Тогда впервые пришло в голову, что за все в жизни человеку нужно платить. И уже не представлял себе, как можно оставлять безнаказанной полученную тобой радость. Если такое когда и случается, то только в сказках о золотом петушке или спящей царевне. Пусть читатель простит меня, что знаю только две эти сказки и то не целиком, а в коротких отрывках. Может, они и вовсе не о детской всепоглощающей радости, а о чем-то совершенно ином. Что ж, относительно сказок я полный профан: мне отродясь никто не рассказывал их. Порки были, а вот сказки — нет.
Ту ночь я запомнил на всю жизнь. Она осмеливалась сравниться разве что только со звездными сибирскими ночами, которыми щедро одаривал меня режиссер и актер Анатолий Шварцман. Всякий раз, когда у него и меня не было спектакля, мы отправлялись работать налево и имели от этого не только славу, но и заработок, вполне приличный по тем временам. До театра Анатолий Васильевич служил в цирке гипнотизером, то есть находился в близком родстве с греческим богом Гипносом. Вот и теперь с завидной ловкостью он погружал в сон любителей всяких метаморфоз. А я был у него ассистентом, проще сказать, мальчиком на побегушках.
Со временем мы завербовали в свою компанию актрису Тосю Прошину. Она гладила нам костюмы и заботилась о наших обедах и ужинах. Так мы объездили на поездах все ближайшие к Ачинску города. Затем настала очередь крупных деревень и поселков. С поездов мы пересели на телеги и сани. Едешь бывало, обсыпанный со всех сторон звездами, и чувствуешь себя, если не Гипносом, то его мифическим сыном Морфеем.

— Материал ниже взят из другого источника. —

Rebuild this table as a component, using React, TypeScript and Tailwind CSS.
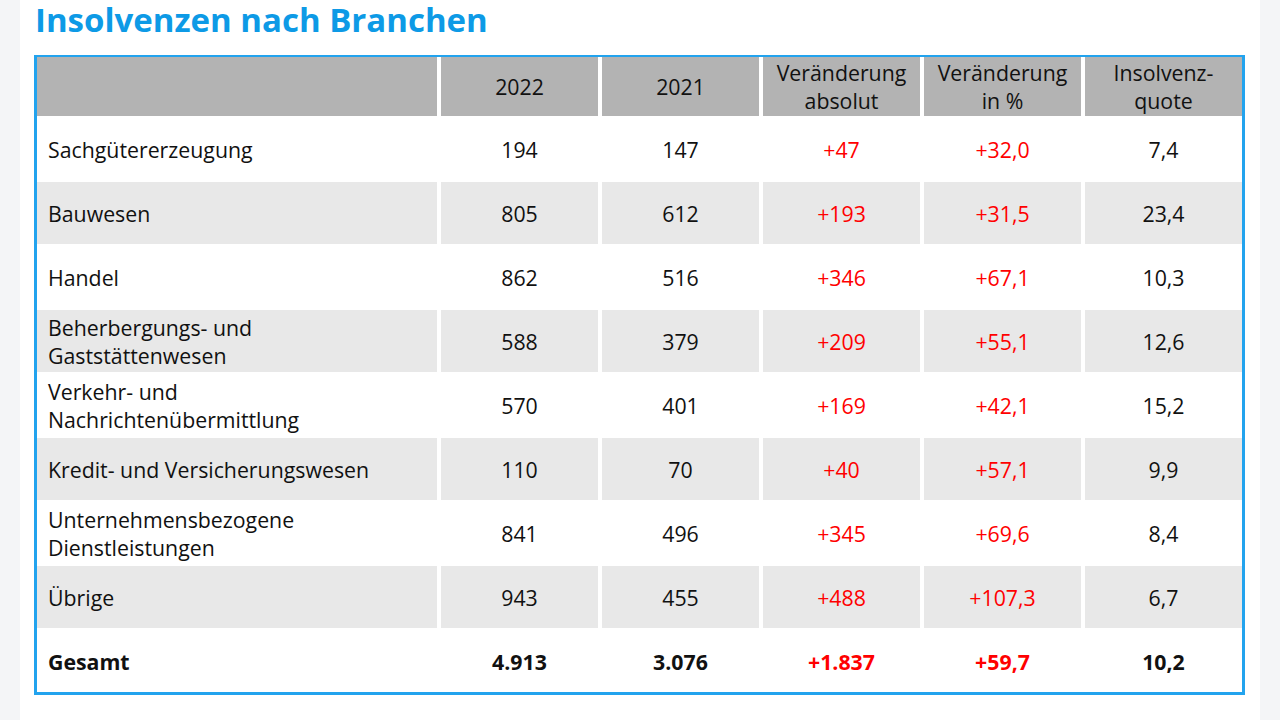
import React from 'react';

type Row = {
  label: string;
  y2022: string;
  y2021: string;
  abs: string;
  pct: string;
  quote: string;
};

const rows: Row[] = [
  { label: 'Sachgütererzeugung', y2022: '194', y2021: '147', abs: '+47', pct: '+32,0', quote: '7,4' },
  { label: 'Bauwesen', y2022: '805', y2021: '612', abs: '+193', pct: '+31,5', quote: '23,4' },
  { label: 'Handel', y2022: '862', y2021: '516', abs: '+346', pct: '+67,1', quote: '10,3' },
  { label: 'Beherbergungs- und\nGaststättenwesen', y2022: '588', y2021: '379', abs: '+209', pct: '+55,1', quote: '12,6' },
  { label: 'Verkehr- und\nNachrichtenübermittlung', y2022: '570', y2021: '401', abs: '+169', pct: '+42,1', quote: '15,2' },
  { label: 'Kredit- und Versicherungswesen', y2022: '110', y2021: '70', abs: '+40', pct: '+57,1', quote: '9,9' },
  { label: 'Unternehmensbezogene\nDienstleistungen', y2022: '841', y2021: '496', abs: '+345', pct: '+69,6', quote: '8,4' },
  { label: 'Übrige', y2022: '943', y2021: '455', abs: '+488', pct: '+107,3', quote: '6,7' },
];

const headers = ['2022', '2021', 'Veränderung\nabsolut', 'Veränderung\nin %', 'Insolvenz-\nquote'];

const App = () => {
  return (
    <div className="min-h-screen bg-[#f4f5f7] px-[20px] font-['Open_Sans',sans-serif]">
      <div className="bg-white min-h-screen pl-[14px] pr-[15px]">
        {/* Titel */}
        <h1 className="text-[33px] leading-[40px] font-bold text-[#0d9ae6] pl-[1px]">
          Insolvenzen nach Branchen
        </h1>

        {/* Tabelle */}
        <div className="mt-[15px] border-[3px] border-t-[2px] border-[#22a3ee] bg-white">
          <div className="grid grid-cols-[400px_repeat(5,1fr)] gap-x-[4px] gap-y-[2px] text-[21.3px] leading-[28px] text-[#111]">
            <div className="bg-[#b3b3b3] h-[59px]" />
            {headers.map((h) => (
              <div
                key={h}
                className="bg-[#b3b3b3] h-[59px] pt-[1px] flex items-center justify-center text-center whitespace-pre-line"
              >
                {h}
              </div>
            ))}

            {rows.map((r, i) => {
              const bg = i % 2 === 1 ? 'bg-[#e8e8e8]' : 'bg-white';
              return (
                <React.Fragment key={r.label}>
                  <div className={`${bg} h-[62px] pt-[2px] flex items-center pl-[11px] whitespace-pre-line`}>{r.label}</div>
                  <div className={`${bg} h-[62px] pt-[2px] flex items-center justify-center`}>{r.y2022}</div>
                  <div className={`${bg} h-[62px] pt-[2px] flex items-center justify-center`}>{r.y2021}</div>
                  <div className={`${bg} h-[62px] pt-[2px] flex items-center justify-center text-[#ff0000]`}>{r.abs}</div>
                  <div className={`${bg} h-[62px] pt-[2px] flex items-center justify-center text-[#ff0000]`}>{r.pct}</div>
                  <div className={`${bg} h-[62px] pt-[2px] flex items-center justify-center`}>{r.quote}</div>
                </React.Fragment>
              );
            })}

            {/* Gesamt */}
            <div className="h-[62px] pt-[2px] flex items-center pl-[11px] font-bold">Gesamt</div>
            <div className="h-[62px] pt-[2px] flex items-center justify-center font-bold">4.913</div>
            <div className="h-[62px] pt-[2px] flex items-center justify-center font-bold">3.076</div>
            <div className="h-[62px] pt-[2px] flex items-center justify-center font-bold text-[#ff0000]">+1.837</div>
            <div className="h-[62px] pt-[2px] flex items-center justify-center font-bold text-[#ff0000]">+59,7</div>
            <div className="h-[62px] pt-[2px] flex items-center justify-center font-bold">10,2</div>
          </div>
        </div>
      </div>
    </div>
  );
};

export default App;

Так бы и продолжались наши поездки и ночные бдения, если бы не один трагический случай. Вечер начинался как обычно. Зал был буквально набит зрителями. Как говорится, яблоку негде упасть.
Когда Анатолий Васильевич вышел на авансцену и поклонился почтеннейшей публике, я подал ему блестящий шарик на острие карандаша и пригласил желающих подняться к нам для проведения первого опыта.

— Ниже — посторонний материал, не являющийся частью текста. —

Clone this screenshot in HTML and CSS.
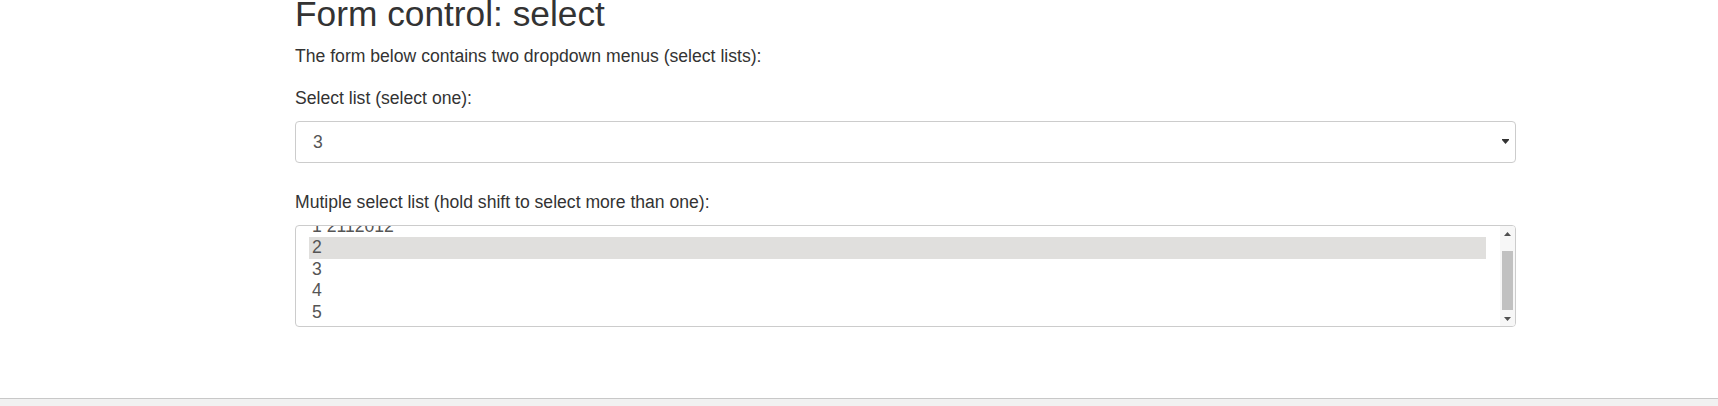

На мой призыв откликнулись двое: парень лет двадцати и совсем юная девушка в вязаной кофте. Шварцман усадил их на стулья и представление началось. Когда подопытная пара сосредоточила свое внимание на шарике, который держал гипнотизер, последовал властный приказ:
— Спать!
Они отключились мгновенно и Шварцман принялся торопливо загружать их разнообразной информацией:
— Вы спите и слышите только мои команды! Спать и точно исполнять все мои желания! — с категоричностью полного хозяина положения подчеркнул он и резко повернулся к зрительному залу. — Спать!
Аудитория разом сникла. Он, как всегда, добился желаемого результата и готов был так же успешно продолжить программу, когда вдруг покачнулся на каблуках и мешком свалился на пол. Вокруг его посиневших губ обозначилось темное кольцо.

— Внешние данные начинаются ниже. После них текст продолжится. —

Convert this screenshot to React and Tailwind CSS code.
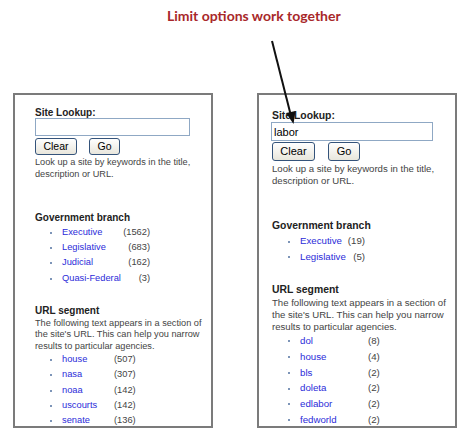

— Скорее врача! — испуганно крикнул кто-то.
Тося подбежала к распростертому на сцене нашему общему другу и принялась нащупывать его пульс. В полных недоумения глазах актрисы металась нестерпимая боль, смешанная с ужасом. Она не могла ничего понять. Шварцман вроде как споткнулся и неожиданно упал, но почему? Припадок? Но Анатолий Васильевич только что выглядел вполне здоровым. А как теперь быть? Что делать с этими двумя, загипнотизированными Анатолием Васильевичем?
Я невольно взглянул в зал. Если бы под влиянием гипноза были лишь эти двое! Там, приткнувшись друг к дружке, спали десятки людей. Их нужно разбудить во что бы то ни стало, но они не проснутся без его, Шварцмана, внушения. Я в этом был убежден.
Появился запыхавшийся доктор — худенький старичок в ермолке. Пал на колени, пощупал пульс.
— Эпилепсия, — констатировал он.
У Анатолия Васильевича по лицу пробежала судорога. Скрючились, но тут же, как у покойника, неожиданно выпрямились ноги и руки.
— Принесите воды, — сказал врач.
Только через полчаса Анатолий Васильевич пришел в себя. Первым делом он оглядел аудиторию и с великим трудом выдавил из себя:
— Проснулись все! Я сказал, все!
Так закончился наш последний гипнотический сеанс. Когда мы укладывали Шварцмана на телегу, он, повернувшись ко мне, упавшим голосом произнес:
— Я виноват. Мне нельзя заниматься гипнозом.
И трудно было понять, о чем больше сожалел Анатолий Васильевич, о заработках или о наших поездках под мерцающими звездами в ночном небе. Впрочем, деньги — дело наживное, а удивление и восторг перед лицом нашего бытия дается не всем людям и далеко не всегда.